3. Each 2016 Plan Share that is newly issued pursuant to the 2016 Plan will be validly issued, fully paid and non-assessable when: (i) the Registration Statement, as finally amended, shall have become effective under the Securities Act; (ii) such 2016 Plan Share shall have been duly issued and delivered in accordance with the 2016 Plan; and (iii) either certificates representing such 2016 Plan Share shall have been duly executed, countersigned and registered and duly delivered to the person entitled thereto against payment of the agreed consideration therefor (in an amount not less than the par value thereof) or, if any 2016 Plan Share is to be issued in uncertificated form, the Company’s books shall reflect the issuance of such 2016 Plan Share to the person entitled thereto against payment of the agreed consideration therefor (in an amount not less than the par value thereof), all in accordance with the 2016 Plan.

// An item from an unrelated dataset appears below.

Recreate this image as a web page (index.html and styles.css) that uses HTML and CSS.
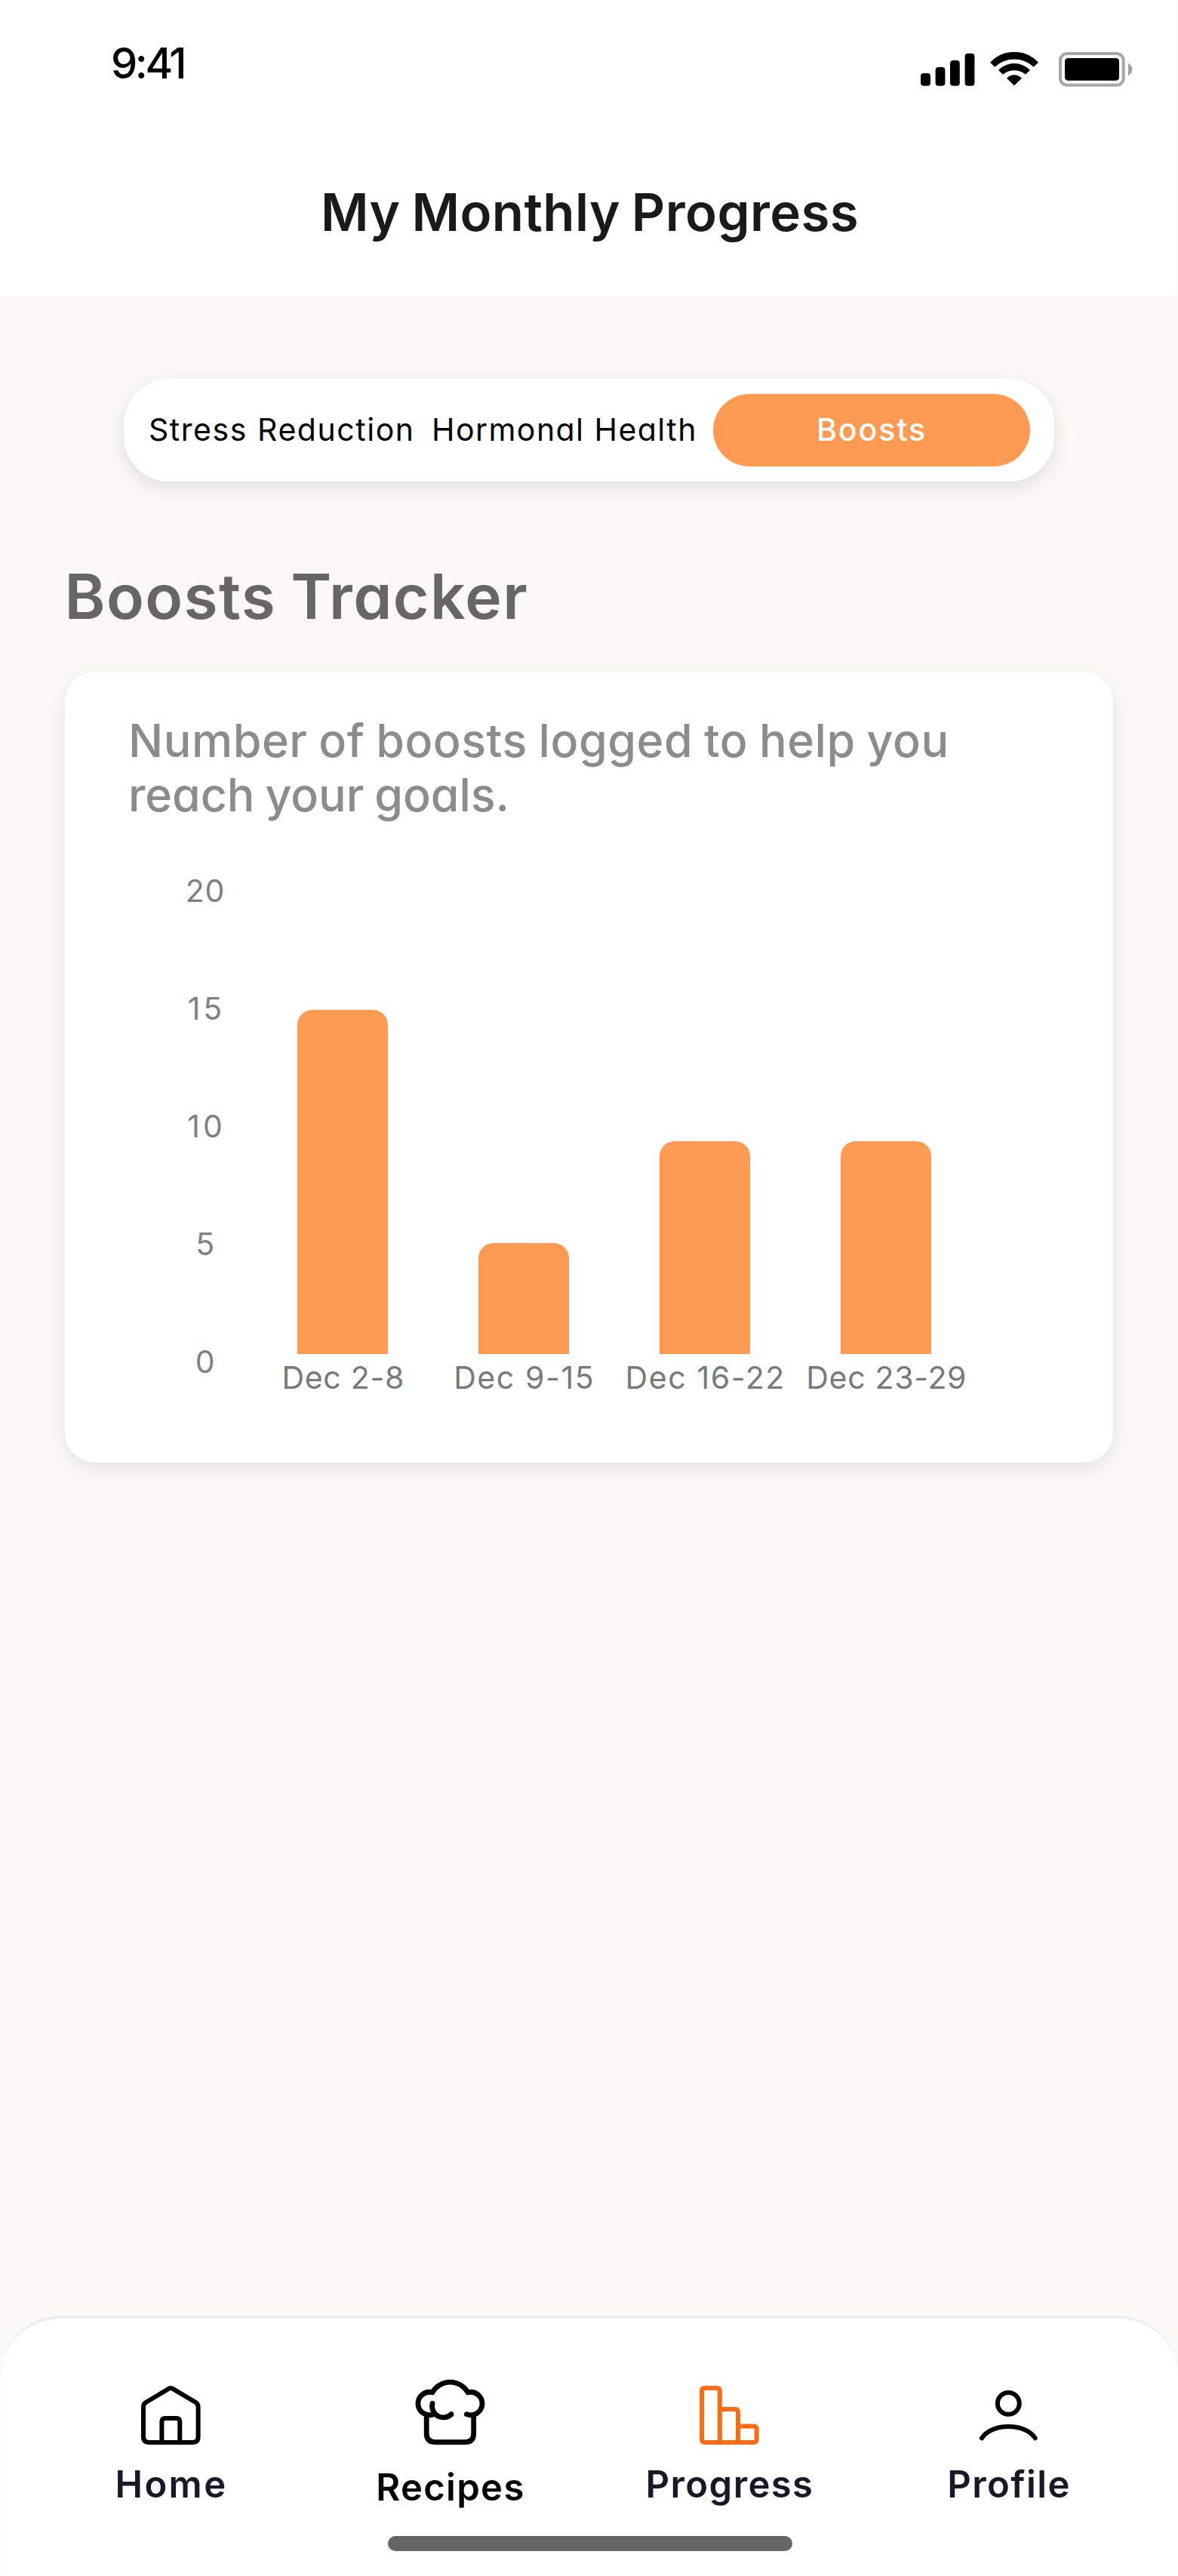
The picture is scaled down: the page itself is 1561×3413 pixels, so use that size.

4. Each Issued Share has been duly authorized and is validly issued, fully paid and non-assessable.

This opinion letter is limited to the General Corporation Law of the State of Delaware. We express no opinion as to the laws, rules or regulations of any other jurisdiction, including, without limitation, the federal laws of the United States of America or any state securities or blue sky laws.

We hereby consent to the filing of this opinion letter as an Exhibit to the Registration Statement and to all references to our Firm included in or made a part of the Registration Statement. In giving such consent, we do not thereby admit that we are in the category of persons whose consent is required under Section 7 of the Securities Act.